Write out all the lines again, precisely as they stand, but without the images.

--- Start of INFORMATION SHOWN ---

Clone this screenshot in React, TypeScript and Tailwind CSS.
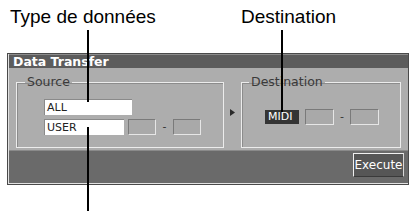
const lcd = "font-['DejaVu_Sans',sans-serif]";

const Sunken = ({ w, h }: { w: string; h: string }) => (
  <div className={`${w} ${h} bg-[#a9a9a9] border border-t-[#7a7a7a] border-l-[#7a7a7a] border-r-[#e6e6e6] border-b-[#e6e6e6]`} />
);

const App = () => {
  return (
    <div className="relative w-[412px] h-[218px] bg-white overflow-hidden">
      {/* callout labels */}
      <div className="flex h-[53px] pt-[6px] text-[19px] leading-[22px] text-black font-['Liberation_Sans',Arial,sans-serif]">
        <span className="w-[231px] pl-[10px]">Type de données</span>
        <span className="pl-[10px]">Destination</span>
      </div>

      {/* window */}
      <div className={`ml-[7px] w-[402px] border border-[#4a4a4a] bg-[#4a4a4a] ${lcd}`}>
        <div className="border-l border-b border-[#e2e2e2]">
          <div className="h-[14px] bg-[#5c5c5c] border-t border-[#8c8c8c] pl-[4px] text-[12.5px] leading-[13px] font-bold text-white">
            Data Transfer
          </div>

          <div className="flex h-[82px] bg-[#adadad] pt-[8px] pb-[2px] pl-[7px]">
            <fieldset className="w-[208px] border border-[#ececec] shadow-[inset_1px_1px_0_#8c8c8c]">
              <legend className="ml-[8px] px-[2px] text-[12.5px] leading-[12px] text-[#3a3a3a]">Source</legend>
              <div className="flex flex-col gap-[4px] pl-[27px] pt-[11px]">
                <div className="w-[88px] h-[16px] bg-white border-t border-l border-[#8a8a8a] pl-[2px] text-[11px] leading-[15px] text-[#222]">
                  ALL
                </div>
                <div className="flex items-center">
                  <div className="w-[80px] h-[16px] bg-white border-t border-l border-[#8a8a8a] pl-[2px] text-[11px] leading-[15px] text-[#222]">
                    USER
                  </div>
                  <div className="ml-[4px]">
                    <Sunken w="w-[28px]" h="h-[16px]" />
                  </div>
                  <span className="w-[17px] text-center text-[11px] leading-[16px] text-[#333]">-</span>
                  <Sunken w="w-[28px]" h="h-[16px]" />
                </div>
              </div>
            </fieldset>

            <div className="flex w-[17px] justify-center pt-[33px]">
              <svg width="5" height="7" viewBox="0 0 5 7">
                <path d="M0 0 L5 3.5 L0 7 Z" fill="#2a2a2a" />
              </svg>
            </div>

            <fieldset className="w-[160px] border border-[#ececec] shadow-[inset_1px_1px_0_#8c8c8c]">
              <legend className="ml-[7px] px-[2px] text-[12.5px] leading-[12px] text-[#3a3a3a]">Destination</legend>
              <div className="flex items-center pl-[23px] pt-[21px]">
                <div className="w-[34px] h-[14px] bg-[#343434] pl-[3px] text-[11px] leading-[14px] text-white">MIDI</div>
                <div className="ml-[6px]">
                  <Sunken w="w-[29px]" h="h-[16px]" />
                </div>
                <span className="w-[16px] text-center text-[11px] leading-[16px] text-[#333]">-</span>
                <Sunken w="w-[29px]" h="h-[16px]" />
              </div>
            </fieldset>
          </div>

          <div className="flex h-[33px] justify-end bg-[#6a6a6a] border-t border-[#8a8a8a] pt-[2px] pr-[4px]">
            <button className="w-[51px] h-[24px] bg-[#565656] border border-t-[#f0f0f0] border-l-[#f0f0f0] border-r-[#d8d8d8] border-b-[#3a3a3a] text-[12px] leading-[20px] text-white">
              Execute
            </button>
          </div>
        </div>
      </div>

      {/* callout leader lines */}
      <div className="absolute left-[87px] top-[30px] w-[2px] h-[72px] bg-black" />
      <div className="absolute left-[87px] top-[127px] w-[2px] h-[84px] bg-black" />
      <div className="absolute left-[281px] top-[30px] w-[2px] h-[82px] bg-black" />
    </div>
  );
};

export default App;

--- End of INFORMATION SHOWN ---

CORRECT ANSWER:
Clone this screenshot in React, TypeScript and Tailwind CSS.
const lcd = "font-['DejaVu_Sans',sans-serif]";

const Sunken = ({ w, h }: { w: string; h: string }) => (
  <div className={`${w} ${h} bg-[#a9a9a9] border border-t-[#7a7a7a] border-l-[#7a7a7a] border-r-[#e6e6e6] border-b-[#e6e6e6]`} />
);

const App = () => {
  return (
    <div className="relative w-[412px] h-[218px] bg-white overflow-hidden">
      {/* callout labels */}
      <div className="flex h-[53px] pt-[6px] text-[19px] leading-[22px] text-black font-['Liberation_Sans',Arial,sans-serif]">
        <span className="w-[231px] pl-[10px]">Type de données</span>
        <span className="pl-[10px]">Destination</span>
      </div>

      {/* window */}
      <div className={`ml-[7px] w-[402px] border border-[#4a4a4a] bg-[#4a4a4a] ${lcd}`}>
        <div className="border-l border-b border-[#e2e2e2]">
          <div className="h-[14px] bg-[#5c5c5c] border-t border-[#8c8c8c] pl-[4px] text-[12.5px] leading-[13px] font-bold text-white">
            Data Transfer
          </div>

          <div className="flex h-[82px] bg-[#adadad] pt-[8px] pb-[2px] pl-[7px]">
            <fieldset className="w-[208px] border border-[#ececec] shadow-[inset_1px_1px_0_#8c8c8c]">
              <legend className="ml-[8px] px-[2px] text-[12.5px] leading-[12px] text-[#3a3a3a]">Source</legend>
              <div className="flex flex-col gap-[4px] pl-[27px] pt-[11px]">
                <div className="w-[88px] h-[16px] bg-white border-t border-l border-[#8a8a8a] pl-[2px] text-[11px] leading-[15px] text-[#222]">
                  ALL
                </div>
                <div className="flex items-center">
                  <div className="w-[80px] h-[16px] bg-white border-t border-l border-[#8a8a8a] pl-[2px] text-[11px] leading-[15px] text-[#222]">
                    USER
                  </div>
                  <div className="ml-[4px]">
                    <Sunken w="w-[28px]" h="h-[16px]" />
                  </div>
                  <span className="w-[17px] text-center text-[11px] leading-[16px] text-[#333]">-</span>
                  <Sunken w="w-[28px]" h="h-[16px]" />
                </div>
              </div>
            </fieldset>

            <div className="flex w-[17px] justify-center pt-[33px]">
              <svg width="5" height="7" viewBox="0 0 5 7">
                <path d="M0 0 L5 3.5 L0 7 Z" fill="#2a2a2a" />
              </svg>
            </div>

            <fieldset className="w-[160px] border border-[#ececec] shadow-[inset_1px_1px_0_#8c8c8c]">
              <legend className="ml-[7px] px-[2px] text-[12.5px] leading-[12px] text-[#3a3a3a]">Destination</legend>
              <div className="flex items-center pl-[23px] pt-[21px]">
                <div className="w-[34px] h-[14px] bg-[#343434] pl-[3px] text-[11px] leading-[14px] text-white">MIDI</div>
                <div className="ml-[6px]">
                  <Sunken w="w-[29px]" h="h-[16px]" />
                </div>
                <span className="w-[16px] text-center text-[11px] leading-[16px] text-[#333]">-</span>
                <Sunken w="w-[29px]" h="h-[16px]" />
              </div>
            </fieldset>
          </div>

          <div className="flex h-[33px] justify-end bg-[#6a6a6a] border-t border-[#8a8a8a] pt-[2px] pr-[4px]">
            <button className="w-[51px] h-[24px] bg-[#565656] border border-t-[#f0f0f0] border-l-[#f0f0f0] border-r-[#d8d8d8] border-b-[#3a3a3a] text-[12px] leading-[20px] text-white">
              Execute
            </button>
          </div>
        </div>
      </div>

      {/* callout leader lines */}
      <div className="absolute left-[87px] top-[30px] w-[2px] h-[72px] bg-black" />
      <div className="absolute left-[87px] top-[127px] w-[2px] h-[84px] bg-black" />
      <div className="absolute left-[281px] top-[30px] w-[2px] h-[82px] bg-black" />
    </div>
  );
};

export default App;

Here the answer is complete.